Por eso alguna vez los cadáveres gatunos han corrido por parques y ciudades como los de los humanos por el Ganges. Recuerden: entre el Retiro y el botánico, la cosa conservadora –que igual tala flora que asesina fauna- se cargó hace siete años a dos mil gatazos. Tengan cuidado con el veneno aromatizado de su programa electoral, es un consejo. Que huele a Chanel pero resulta letal como el gas sarin.
¿Por qué se matan tantos gatos?, se preguntaba Umbral cuando aquello, cuando las matanzas populares y los ríos de sangre marchitando el crecimiento de las margaritas sin opción al sí y al no. “La política que se lleva con los gatos es la misma que se lleva con las putas o con los inmigrantes. Una política de exterminio que no entiende o no quiere entender que los animales, los balseros, las hetairas, están ahí para algo, por algo, y que han estado siempre, antes que nosotros, del mismo modo que nos sobrevivirán”. Loewe -que no Chanel- la gata de Umbral, escribe los placeres y los días cuando su amo anda malito o, directamente, permanece enfrascado releyendo botines blancos de piqué –piqué con minúscula, no confundir-. Fue precisamente Loewe quien enseñó al premio Cervantes, durante la hora sacerdotal de la lectura, la beneficiosa relación que une a ser humano y animales.
De un poeta a otro: “Seguirán otros días, voces y despertares. / Rostro de primavera, / sufriremos al alba, / los gatos lo sabrán”. Cesare Pavese.
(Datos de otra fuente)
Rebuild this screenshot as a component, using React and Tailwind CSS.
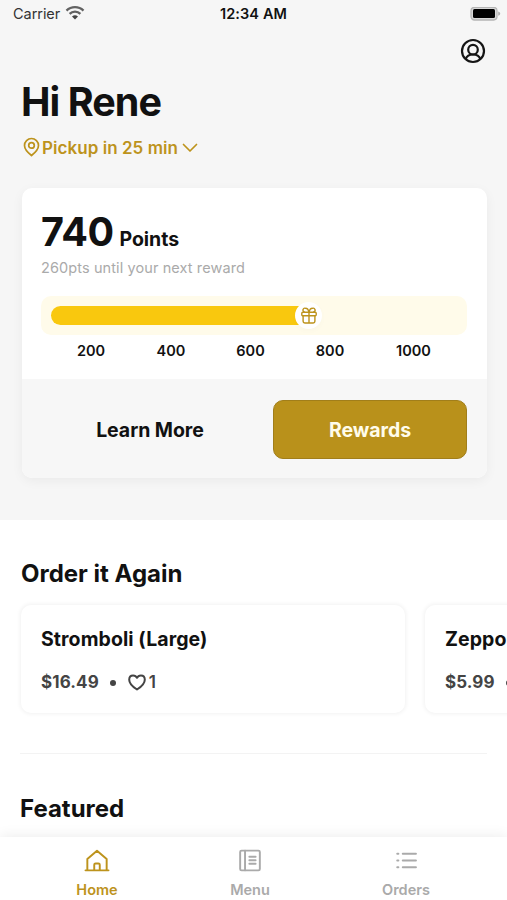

El italiano sabía que la lluvia ligera podía caer como un aliento. Pero la impermeabilidad de los chubasqueros democráticos últimamente corre pareja a la de los bañadores conservadores.
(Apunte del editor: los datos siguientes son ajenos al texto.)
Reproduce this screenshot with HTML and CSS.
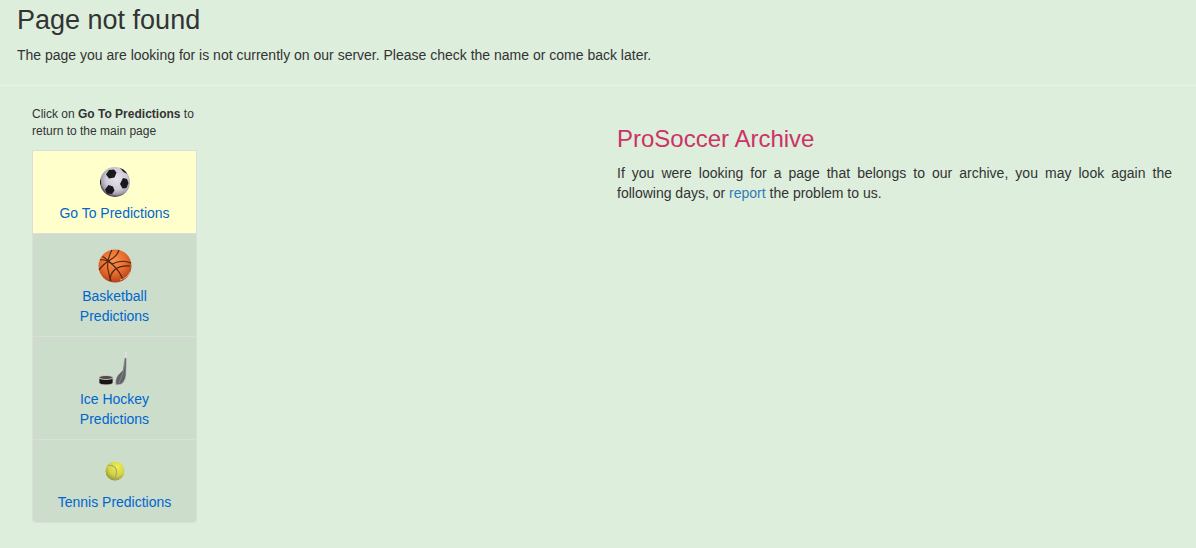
FILE: index.html
```html
<!DOCTYPE html>
<html lang="en">
<head>
    <meta charset="UTF-8">
    <meta name="viewport" content="width=device-width, initial-scale=1.0">
    <title>Page not found</title>

    <link rel="stylesheet" href="styles.css">
</head>
<body>
    <header class="page-header">
        <h1>Page not found</h1>
        <p>The page you are looking for is not currently on our server. Please check the name or come back later.</p>
    </header>

    <main class="row">
        <div class="sidebar">
            <p class="hint">Click on <strong>Go To Predictions</strong> to return to the main page</p>
            <nav class="list-group">
                <a href="#" class="list-item active">
                    <svg class="icon" width="42" height="42" viewBox="0 0 42 42" aria-hidden="true">
                        <defs>
                            <radialGradient id="soccer" cx="0.55" cy="0.4" r="0.6">
                                <stop offset="0" stop-color="#e6e2ea"/>
                                <stop offset="0.6" stop-color="#cfcad6"/>
                                <stop offset="0.85" stop-color="#a39cab"/>
                                <stop offset="1" stop-color="#3f3946"/>
                            </radialGradient>
                            <clipPath id="soccerClip"><circle cx="21" cy="21" r="15"/></clipPath>
                        </defs>
                        <circle cx="21" cy="21" r="15" fill="url(#soccer)"/>
                        <g clip-path="url(#soccerClip)" fill="#17191e">
                            <path d="M15 9l5-.5 2.500 3-2 5-5.500 1-3-4z"/>
                            <path d="M29 17l4 1 1.500 4-2 5-4 .5-2.500-4.500z"/>
                            <path d="M14.500 24l4.500 1.500 1.500 4-2.500 3.500-5-.5-2-4z"/>
                            <path d="M26 7l5 1.500 2.500 4.500-4-2z"/>
                            <path d="M5 18l2 1v4l-2 2z"/>
                        </g>
                    </svg>
                    <span>Go To Predictions</span>
                </a>
                <a href="#" class="list-item">
                    <svg class="icon" width="42" height="42" viewBox="0 0 42 42" aria-hidden="true">
                        <defs>
                            <radialGradient id="basket" cx="0.45" cy="0.35" r="0.65">
                                <stop offset="0" stop-color="#f89350"/>
                                <stop offset="0.6" stop-color="#e66a2a"/>
                                <stop offset="1" stop-color="#b5421a"/>
                            </radialGradient>
                        </defs>
                        <circle cx="21" cy="22" r="16.500" fill="url(#basket)"/>
                        <g fill="none" stroke="#4c2412" stroke-width="1.100">
                            <path d="M8.500 12.500C13 15 17 19 20 22c4 4 7 8 9 14"/>
                            <path d="M5 26c4-6 9-9 14-12 3-2 5-4 6-8"/>
                            <path d="M18 6c-4 7-5 14-4 20 1 5 2 8 3 11"/>
                            <path d="M6 16c4-1 8 1 12 4 6-3 12-4 19-1"/>
                            <path d="M16 37c0-9 6-16 20-15"/>
                        </g>
                        <path d="M26 36c5-1 8-4 10-8" fill="none" stroke="#ee9b81"/>
                    </svg>
                    <span>Basketball Predictions</span>
                </a>
                <a href="#" class="list-item">
                    <svg class="icon" width="42" height="42" viewBox="0 0 42 42" aria-hidden="true">
                        <path d="M31 5l2-1-.5 10h-2z" fill="#e2dde0"/>
                        <path d="M30.500 11h2L32 28c-.5 5-3 9-6 9.500l-4 .5c-1-5 .5-9 4-12 2-2 3.500-3 3.500-6z" fill="#626567" stroke="#c9c8c8" stroke-width="0.600"/>
                        <path d="M31 14l-2 12-4 10" fill="none" stroke="#818484"/>
                        <path d="M5 31v5c1 2.500 13 2.500 14 0v-5z" fill="#171515" stroke="#d9d2cf" stroke-width="0.800"/>
                        <ellipse cx="12" cy="30.500" rx="7" ry="2" fill="#514b4b" stroke="#ded7d3" stroke-width="0.800"/>
                    </svg>
                    <span>Ice Hockey Predictions</span>
                </a>
                <a href="#" class="list-item">
                    <svg class="icon" width="42" height="42" viewBox="0 0 42 42" aria-hidden="true">
                        <defs>
                            <radialGradient id="tennis" cx="0.6" cy="0.3" r="0.75">
                                <stop offset="0" stop-color="#f0ef52"/>
                                <stop offset="0.6" stop-color="#d2d243"/>
                                <stop offset="1" stop-color="#8d8d35"/>
                            </radialGradient>
                        </defs>
                        <circle cx="21" cy="21" r="9.500" fill="url(#tennis)"/>
                        <path d="M14 15.500c5-1 8.500 2 8.500 6 0 3-1.500 5-1 8.500" fill="none" stroke="#aaa777" stroke-width="1.200"/>
                    </svg>
                    <span>Tennis Predictions</span>
                </a>
            </nav>
        </div>

        <section class="archive">
            <h2>ProSoccer Archive</h2>
            <p>If you were looking for a page that belongs to our archive, you may look again the following days, or <a href="#">report</a> the problem to us.</p>
        </section>
    </main>
</body>
</html>
```
FILE: styles.css
```css
* {
    box-sizing: border-box;
}

body {
    margin: 0;
    background: #ddeedd;
    color: #333;
    font-family: "Liberation Sans", Arial, sans-serif;
    font-size: 14px;
    line-height: 20px;
}

h1, h2 {
    margin: 0 0 10px;
    font-weight: 400;
}

p {
    margin: 0 0 10px;
}

a {
    color: #337ab7;
    text-decoration: none;
}

/* Header */
.page-header {
    padding: 5px 17px 10px;
    border-bottom: 1px solid #eee;
}

h1 {
    font-size: 27px;
    line-height: 30px;
}

/* Columns */
.row {
    display: grid;
    grid-template-columns: 2fr 4fr 6fr;
    padding: 20px 9px 20px 17px;
}

.sidebar {
    padding: 0 15px;
}

.hint {
    font-size: 12px;
    line-height: 17px;
}

/* Sports list */
.list-group {
    border: 1px solid #ddd;
    border-radius: 0 0 4px 4px;
    background: #ccddcc;
}

.list-item {
    display: block;
    padding: 10px 15px;
    color: #0066cc;
    text-align: center;
}

.list-item + .list-item {
    border-top: 1px solid #ddd;
}

.list-item.active,
.list-item:hover {
    background: #ffffcc;
}

.icon {
    display: block;
    margin: 0 auto;
}

/* Archive notice */
.archive {
    grid-column: 3;
    padding: 20px 15px 0;
    text-align: justify;
}

.archive h2 {
    margin-bottom: 12px;
    color: #cc3366;
    font-size: 24px;
    line-height: 25px;
}
```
¿Volviendo? a la poesía, don Pablo Neruda tuvo que dedicar un capítulo en prosa de su poemario Anillos a la desaparición –o a la muerte- de un gato. Y yo trato de buscar entre los bajos de los coches, en los alféizares, al don gato presidencial u opositor, a ese felino neoyork que viste sombrero, gabardina y seguramente es amante del jazz. No puedo buscarlo en los tejados, pillan tan altos. Pero hay zonas bajas, residenciales, en las que, poniéndome de puntillas como una bailarina, logro avistar familias gatunas. Acompañadas pero libres, claro. Por eso no están en los zoos ni en los circos.
Terminemos la prosopografía. Y salgo ya de mí. Puro perfil ajeno. María Soledad me dice, entre lágrimas que lagunan, que se ha escurrido de su vida un michino con el sigilo del aire –el aire es sigiloso cuando no silba-. Le digo ya lo sé. Cualquiera que haya leído a Neruda lo sabe. Era un felino pulquérrimo, como todos. Su esmero delicado, no obstante, contrasta con la naturaleza de sus distracciones: raspas de pescado, ratoncillos, cualquier objeto que al caer contra el suelo produzca ruido. Y, si tiene un charco a la boca, beberá de él. Aunque disponga de agua mineral. Será por la sequía, por el ahorro de agua. El gato, según vemos, es, además, un animal concienciado. Incluso en España. Incluso en Valladolid. Adopten uno.